WHAT YOU ARE ASKED TO DO
Skip the pictures. Reproduce all other material exactly.

COLLECTED MATERIAL
----

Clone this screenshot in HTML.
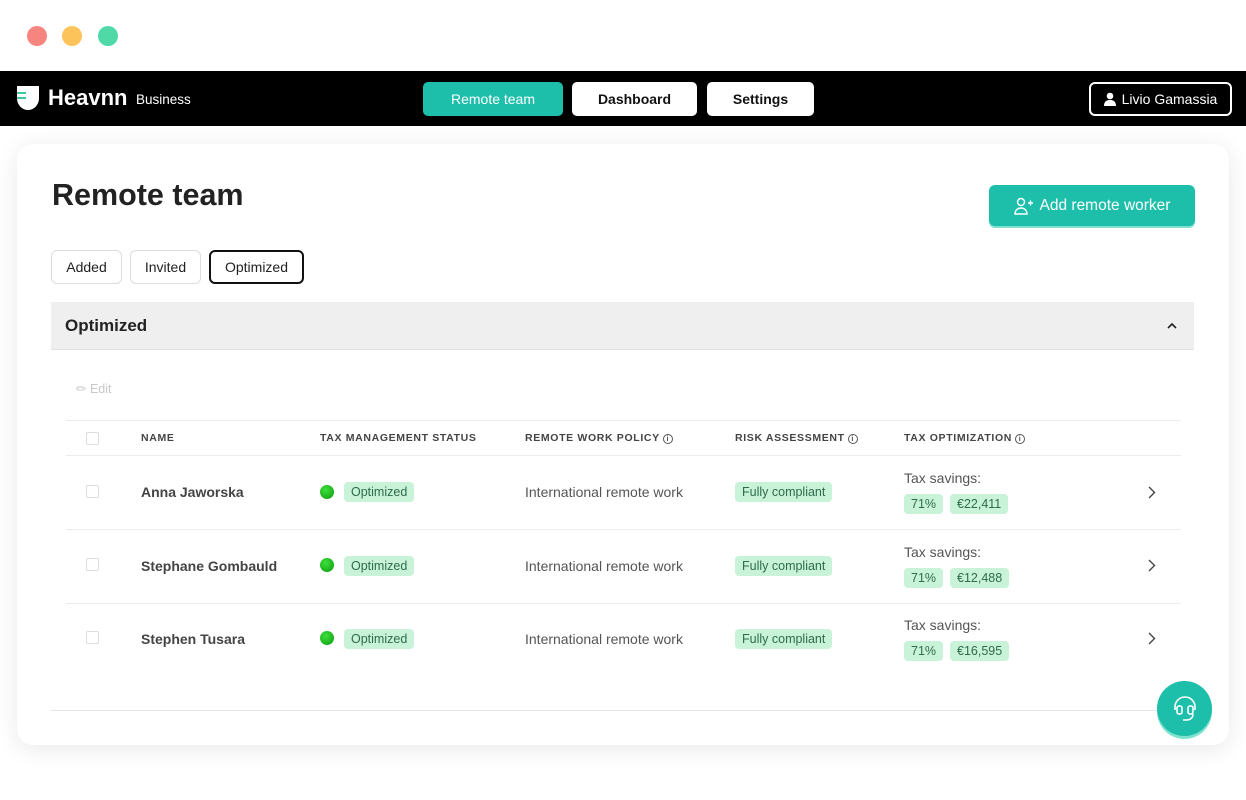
<!DOCTYPE html>
<html><head><meta charset="utf-8"><style>
*{box-sizing:border-box;margin:0;padding:0}
body{width:1246px;height:800px;background:#fff;font-family:"Liberation Sans",sans-serif;position:relative;overflow:hidden;color:#222}
.a{position:absolute}
.dot{width:20px;height:20px;border-radius:50%;top:26px}
.nav{left:0;top:71px;width:1246px;height:55px;background:#000}
.btn{top:82px;height:34px;border-radius:5px;background:#fff;color:#111;font-size:14px;font-weight:bold;display:flex;align-items:center;justify-content:center}
.card{left:17px;top:144px;width:1212px;height:601px;background:#fff;border-radius:16px;box-shadow:0 4px 24px rgba(0,0,0,.09)}
.tab{top:250px;height:34px;border:1px solid #ddd;border-radius:6px;font-size:14px;display:flex;align-items:center;justify-content:center;color:#222}
.hl{height:1px;background:#ececec;left:66px;width:1115px}
.th{top:432px;font-size:10.5px;font-weight:bold;letter-spacing:0.65px;color:#444}
.cb{width:13px;height:13px;border:1px solid #ddd;border-radius:2px;left:86px}
.nm{left:141px;font-size:14px;font-weight:bold;color:#444}
.gd{left:320px;width:14px;height:14px;border-radius:50%;background:radial-gradient(circle at 40% 35%,#3ee03e,#0a9a0a)}
.pill{background:#c9f3d9;color:#2e6b48;font-size:12.5px;border-radius:4px;padding:3px 7px}
.pol{left:525px;font-size:14px;color:#555}
.ts{left:904px;font-size:14px;color:#555}
.chev{left:1148px}
.i{display:inline-block;width:10px;height:10px;border:1px solid #555;border-radius:50%;font-size:7px;text-align:center;line-height:9px;margin-left:3px;vertical-align:0}
</style></head><body>
<div class="a dot" style="left:27px;background:#f7857f"></div>
<div class="a dot" style="left:62px;background:#fcc35a"></div>
<div class="a dot" style="left:98px;background:#4fd9a6"></div>
<div class="a nav"></div>
<svg class="a" style="left:16px;top:85px" width="24" height="26" viewBox="0 0 24 26"><path d="M1 1h22v12c0 7-5 12-11 12S1 20 1 13z" fill="#fff"/><path d="M1 8h9M1 13h9" stroke="#3cc9a0" stroke-width="2"/></svg>
<div class="a" style="left:48px;top:85px;color:#fff;font-size:22px;font-weight:bold">Heavnn</div>
<div class="a" style="left:136px;top:92px;color:#fff;font-size:13.5px">Business</div>
<div class="a btn" style="left:423px;width:140px;background:#1dbfaa;color:#fff;font-weight:normal">Remote team</div>
<div class="a btn" style="left:572px;width:125px">Dashboard</div>
<div class="a btn" style="left:707px;width:107px">Settings</div>
<div class="a" style="left:1089px;top:82px;width:143px;height:34px;border:2px solid #fff;border-radius:6px;color:#fff;font-size:14px;display:flex;align-items:center;justify-content:center;gap:6px"><svg width="12" height="14" viewBox="0 0 12 14"><circle cx="6" cy="4" r="3.3" fill="#fff"/><path d="M0 14c0-5 3-6 6-6s6 1 6 6z" fill="#fff"/></svg>Livio Gamassia</div>
<div class="a card"></div>
<div class="a" style="left:52px;top:178px;font-size:30.5px;font-weight:bold;color:#222">Remote team</div>
<div class="a" style="left:989px;top:185px;width:206px;height:41px;background:#1dbfaa;border-radius:6px;box-shadow:0 2px 0 #7ee2cf;color:#fff;font-size:15.5px;display:flex;align-items:center;justify-content:center;gap:6px"><svg width="20" height="18" viewBox="0 0 20 18" fill="none" stroke="#fff" stroke-width="1.4"><circle cx="7" cy="5" r="3.5"/><path d="M1 17c0-4 3-6 6-6s6 2 6 6z"/><path d="M14 6h5M16.5 3.5v5"/></svg>Add remote worker</div>
<div class="a tab" style="left:51px;width:71px">Added</div>
<div class="a tab" style="left:130px;width:71px">Invited</div>
<div class="a tab" style="left:209px;width:95px;border:2px solid #111">Optimized</div>
<div class="a" style="left:51px;top:302px;width:1143px;height:48px;background:#efefef;border-bottom:1px solid #e2e2e2"></div>
<div class="a" style="left:65px;top:316px;font-size:17px;font-weight:bold;color:#222">Optimized</div>
<svg class="a" style="left:1167px;top:322px" width="10" height="7" viewBox="0 0 10 7" fill="none" stroke="#222" stroke-width="1.6"><path d="M1 6l4-4 4 4"/></svg>
<div class="a" style="left:76px;top:381px;font-size:12.5px;color:#c8c8c8">&#9999;&#xFE0E; Edit</div>
<div class="a hl" style="top:420px"></div>
<div class="a cb" style="top:432px"></div>
<div class="a th" style="left:141px">NAME</div>
<div class="a th" style="left:320px">TAX MANAGEMENT STATUS</div>
<div class="a th" style="left:525px">REMOTE WORK POLICY<span class="i">i</span></div>
<div class="a th" style="left:735px">RISK ASSESSMENT<span class="i">i</span></div>
<div class="a th" style="left:904px">TAX OPTIMIZATION<span class="i">i</span></div>
<div class="a hl" style="top:455px"></div>
<div class="a hl" style="top:529px"></div>
<div class="a hl" style="top:603px"></div>
<div class="a" style="left:51px;top:710px;width:1143px;height:1px;background:#e6e6e6"></div>

<div class="a cb" style="top:485px"></div><div class="a nm" style="top:484px">Anna Jaworska</div><div class="a gd" style="top:485px"></div><div class="a pill" style="left:344px;top:482px">Optimized</div><div class="a pol" style="top:484px">International remote work</div><div class="a pill" style="left:735px;top:482px">Fully compliant</div><div class="a ts" style="top:470px">Tax savings:</div><div class="a pill" style="left:904px;top:494px">71%</div><div class="a pill" style="left:950px;top:494px">€22,411</div><svg class="a chev" style="top:486px" width="8" height="13" viewBox="0 0 8 13" fill="none" stroke="#444" stroke-width="1.4"><path d="M1 1l5.5 5.5L1 12"/></svg>

<div class="a cb" style="top:558px"></div><div class="a nm" style="top:558px">Stephane Gombauld</div><div class="a gd" style="top:558px"></div><div class="a pill" style="left:344px;top:556px">Optimized</div><div class="a pol" style="top:558px">International remote work</div><div class="a pill" style="left:735px;top:556px">Fully compliant</div><div class="a ts" style="top:544px">Tax savings:</div><div class="a pill" style="left:904px;top:568px">71%</div><div class="a pill" style="left:950px;top:568px">€12,488</div><svg class="a chev" style="top:559px" width="8" height="13" viewBox="0 0 8 13" fill="none" stroke="#444" stroke-width="1.4"><path d="M1 1l5.5 5.5L1 12"/></svg>

<div class="a cb" style="top:631px"></div><div class="a nm" style="top:631px">Stephen Tusara</div><div class="a gd" style="top:631px"></div><div class="a pill" style="left:344px;top:629px">Optimized</div><div class="a pol" style="top:631px">International remote work</div><div class="a pill" style="left:735px;top:629px">Fully compliant</div><div class="a ts" style="top:617px">Tax savings:</div><div class="a pill" style="left:904px;top:641px">71%</div><div class="a pill" style="left:950px;top:641px">€16,595</div><svg class="a chev" style="top:632px" width="8" height="13" viewBox="0 0 8 13" fill="none" stroke="#444" stroke-width="1.4"><path d="M1 1l5.5 5.5L1 12"/></svg>

<div class="a" style="left:1157px;top:681px;width:55px;height:55px;border-radius:50%;background:#1dbfaa;box-shadow:0 3px 0 #7ee2cf"></div>
<svg class="a" style="left:1171px;top:694px" width="28" height="30" viewBox="0 0 28 30" fill="none" stroke="#fff" stroke-width="1.6"><path d="M4 16v-3a10 10 0 0 1 20 0v3"/><rect x="6" y="12" width="5" height="8" rx="2"/><rect x="17" y="12" width="5" height="8" rx="2"/><path d="M22 20c0 4-3 6-7 6h-3"/></svg>
</body></html>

----

THE OUTPUT
Clone this screenshot in HTML.
<!DOCTYPE html>
<html><head><meta charset="utf-8"><style>
*{box-sizing:border-box;margin:0;padding:0}
body{width:1246px;height:800px;background:#fff;font-family:"Liberation Sans",sans-serif;position:relative;overflow:hidden;color:#222}
.a{position:absolute}
.dot{width:20px;height:20px;border-radius:50%;top:26px}
.nav{left:0;top:71px;width:1246px;height:55px;background:#000}
.btn{top:82px;height:34px;border-radius:5px;background:#fff;color:#111;font-size:14px;font-weight:bold;display:flex;align-items:center;justify-content:center}
.card{left:17px;top:144px;width:1212px;height:601px;background:#fff;border-radius:16px;box-shadow:0 4px 24px rgba(0,0,0,.09)}
.tab{top:250px;height:34px;border:1px solid #ddd;border-radius:6px;font-size:14px;display:flex;align-items:center;justify-content:center;color:#222}
.hl{height:1px;background:#ececec;left:66px;width:1115px}
.th{top:432px;font-size:10.5px;font-weight:bold;letter-spacing:0.65px;color:#444}
.cb{width:13px;height:13px;border:1px solid #ddd;border-radius:2px;left:86px}
.nm{left:141px;font-size:14px;font-weight:bold;color:#444}
.gd{left:320px;width:14px;height:14px;border-radius:50%;background:radial-gradient(circle at 40% 35%,#3ee03e,#0a9a0a)}
.pill{background:#c9f3d9;color:#2e6b48;font-size:12.5px;border-radius:4px;padding:3px 7px}
.pol{left:525px;font-size:14px;color:#555}
.ts{left:904px;font-size:14px;color:#555}
.chev{left:1148px}
.i{display:inline-block;width:10px;height:10px;border:1px solid #555;border-radius:50%;font-size:7px;text-align:center;line-height:9px;margin-left:3px;vertical-align:0}
</style></head><body>
<div class="a dot" style="left:27px;background:#f7857f"></div>
<div class="a dot" style="left:62px;background:#fcc35a"></div>
<div class="a dot" style="left:98px;background:#4fd9a6"></div>
<div class="a nav"></div>
<svg class="a" style="left:16px;top:85px" width="24" height="26" viewBox="0 0 24 26"><path d="M1 1h22v12c0 7-5 12-11 12S1 20 1 13z" fill="#fff"/><path d="M1 8h9M1 13h9" stroke="#3cc9a0" stroke-width="2"/></svg>
<div class="a" style="left:48px;top:85px;color:#fff;font-size:22px;font-weight:bold">Heavnn</div>
<div class="a" style="left:136px;top:92px;color:#fff;font-size:13.5px">Business</div>
<div class="a btn" style="left:423px;width:140px;background:#1dbfaa;color:#fff;font-weight:normal">Remote team</div>
<div class="a btn" style="left:572px;width:125px">Dashboard</div>
<div class="a btn" style="left:707px;width:107px">Settings</div>
<div class="a" style="left:1089px;top:82px;width:143px;height:34px;border:2px solid #fff;border-radius:6px;color:#fff;font-size:14px;display:flex;align-items:center;justify-content:center;gap:6px"><svg width="12" height="14" viewBox="0 0 12 14"><circle cx="6" cy="4" r="3.3" fill="#fff"/><path d="M0 14c0-5 3-6 6-6s6 1 6 6z" fill="#fff"/></svg>Livio Gamassia</div>
<div class="a card"></div>
<div class="a" style="left:52px;top:178px;font-size:30.5px;font-weight:bold;color:#222">Remote team</div>
<div class="a" style="left:989px;top:185px;width:206px;height:41px;background:#1dbfaa;border-radius:6px;box-shadow:0 2px 0 #7ee2cf;color:#fff;font-size:15.5px;display:flex;align-items:center;justify-content:center;gap:6px"><svg width="20" height="18" viewBox="0 0 20 18" fill="none" stroke="#fff" stroke-width="1.4"><circle cx="7" cy="5" r="3.5"/><path d="M1 17c0-4 3-6 6-6s6 2 6 6z"/><path d="M14 6h5M16.5 3.5v5"/></svg>Add remote worker</div>
<div class="a tab" style="left:51px;width:71px">Added</div>
<div class="a tab" style="left:130px;width:71px">Invited</div>
<div class="a tab" style="left:209px;width:95px;border:2px solid #111">Optimized</div>
<div class="a" style="left:51px;top:302px;width:1143px;height:48px;background:#efefef;border-bottom:1px solid #e2e2e2"></div>
<div class="a" style="left:65px;top:316px;font-size:17px;font-weight:bold;color:#222">Optimized</div>
<svg class="a" style="left:1167px;top:322px" width="10" height="7" viewBox="0 0 10 7" fill="none" stroke="#222" stroke-width="1.6"><path d="M1 6l4-4 4 4"/></svg>
<div class="a" style="left:76px;top:381px;font-size:12.5px;color:#c8c8c8">&#9999;&#xFE0E; Edit</div>
<div class="a hl" style="top:420px"></div>
<div class="a cb" style="top:432px"></div>
<div class="a th" style="left:141px">NAME</div>
<div class="a th" style="left:320px">TAX MANAGEMENT STATUS</div>
<div class="a th" style="left:525px">REMOTE WORK POLICY<span class="i">i</span></div>
<div class="a th" style="left:735px">RISK ASSESSMENT<span class="i">i</span></div>
<div class="a th" style="left:904px">TAX OPTIMIZATION<span class="i">i</span></div>
<div class="a hl" style="top:455px"></div>
<div class="a hl" style="top:529px"></div>
<div class="a hl" style="top:603px"></div>
<div class="a" style="left:51px;top:710px;width:1143px;height:1px;background:#e6e6e6"></div>

<div class="a cb" style="top:485px"></div><div class="a nm" style="top:484px">Anna Jaworska</div><div class="a gd" style="top:485px"></div><div class="a pill" style="left:344px;top:482px">Optimized</div><div class="a pol" style="top:484px">International remote work</div><div class="a pill" style="left:735px;top:482px">Fully compliant</div><div class="a ts" style="top:470px">Tax savings:</div><div class="a pill" style="left:904px;top:494px">71%</div><div class="a pill" style="left:950px;top:494px">€22,411</div><svg class="a chev" style="top:486px" width="8" height="13" viewBox="0 0 8 13" fill="none" stroke="#444" stroke-width="1.4"><path d="M1 1l5.5 5.5L1 12"/></svg>

<div class="a cb" style="top:558px"></div><div class="a nm" style="top:558px">Stephane Gombauld</div><div class="a gd" style="top:558px"></div><div class="a pill" style="left:344px;top:556px">Optimized</div><div class="a pol" style="top:558px">International remote work</div><div class="a pill" style="left:735px;top:556px">Fully compliant</div><div class="a ts" style="top:544px">Tax savings:</div><div class="a pill" style="left:904px;top:568px">71%</div><div class="a pill" style="left:950px;top:568px">€12,488</div><svg class="a chev" style="top:559px" width="8" height="13" viewBox="0 0 8 13" fill="none" stroke="#444" stroke-width="1.4"><path d="M1 1l5.5 5.5L1 12"/></svg>

<div class="a cb" style="top:631px"></div><div class="a nm" style="top:631px">Stephen Tusara</div><div class="a gd" style="top:631px"></div><div class="a pill" style="left:344px;top:629px">Optimized</div><div class="a pol" style="top:631px">International remote work</div><div class="a pill" style="left:735px;top:629px">Fully compliant</div><div class="a ts" style="top:617px">Tax savings:</div><div class="a pill" style="left:904px;top:641px">71%</div><div class="a pill" style="left:950px;top:641px">€16,595</div><svg class="a chev" style="top:632px" width="8" height="13" viewBox="0 0 8 13" fill="none" stroke="#444" stroke-width="1.4"><path d="M1 1l5.5 5.5L1 12"/></svg>

<div class="a" style="left:1157px;top:681px;width:55px;height:55px;border-radius:50%;background:#1dbfaa;box-shadow:0 3px 0 #7ee2cf"></div>
<svg class="a" style="left:1171px;top:694px" width="28" height="30" viewBox="0 0 28 30" fill="none" stroke="#fff" stroke-width="1.6"><path d="M4 16v-3a10 10 0 0 1 20 0v3"/><rect x="6" y="12" width="5" height="8" rx="2"/><rect x="17" y="12" width="5" height="8" rx="2"/><path d="M22 20c0 4-3 6-7 6h-3"/></svg>
</body></html>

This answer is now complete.